My example is Biden’s student loan forgiveness plan. I’m not going to argue the details. What I am going to argue is the senselessness of the knee-jerk reactions, i.e. how ridiculously entrenched is the idea that we just can’t have nice things.

The cost of the program was estimated by the government accounting office as $400 B, which puts it in the same ballpark as some stimulus packages. Virtually without exception that number was taken by the press at full face value. This was ridiculously, “humongously” expensive. It was going to undermine free enterprise everywhere, drive inflation, and possibly bankrupt the country. “We can’t afford things like that.”
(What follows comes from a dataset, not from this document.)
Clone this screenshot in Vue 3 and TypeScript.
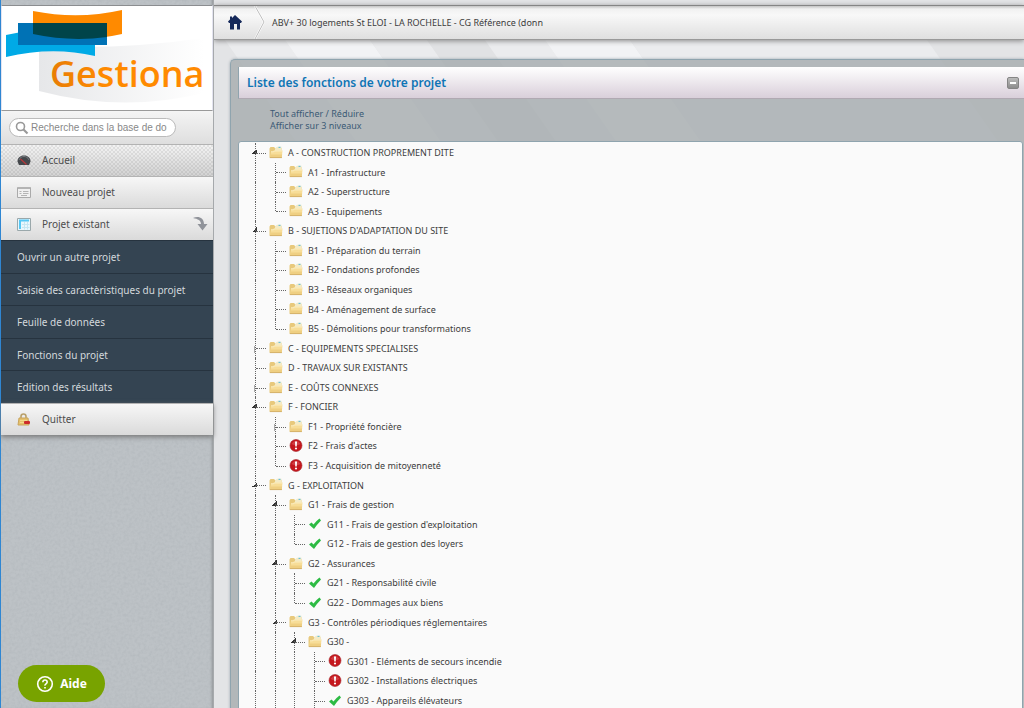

There are two problems with that assessment. Let’s start with the $400 B number. For accounting reasons, it is for a program lifetime total taken over 30 years. That reduces the average yearly value to $13 B, which is the number to compare against stimulus packages. Except that number is itself too high. Again for accounting reasons it assumes that all current debtors will keep paying for the full period-something that has never happened in the past. Let’s take $10 B as a nice round high estimate, and compare it with another per-year item in the budget-the defense budget just passed. That number is $858 B. The humungous expense is 1% of that total. It’s not even big enough to count as a rounding error, and the inflation claim is a joke.

We’re so used to “we can’t afford things like that” that the press can’t do even that much arithmetic.

What’s more (on the free enterprise issue) that money was spent because college had become vastly more expensive precisely during the worst downturn since the Great Depression. (And the Republican legislature refused to do anything about it-hiding behind the bogus “balanced budget amendment”.) We like to talk about equality of opportunity. We, the USA, pioneered high school for all. In today’s economy college or some other form of post-secondary education has become necessary for good jobs (and bad jobs in this country won’t even get you above the poverty line!). So we’re not talking about buying televisions on credit-we’re talking about most people’s only chance at a middle class existence.

Biden’s debt forgiveness plan does not fix everything wrong with affordability of education. And it isn’t means-tested (although people who borrow are usually not rich and means tests are almost always counterproductive). But it is a step forward and addresses a real problem that was not caused (despite the rhetoric) by sheer profligacy. And the most ardent critics of the incomplete solution are the people committed to doing nothing at all.

Most galling, however, is the universal knee-jerk of “we can’t afford things like that” which can’t be bothered for even a cursory look at what’s real.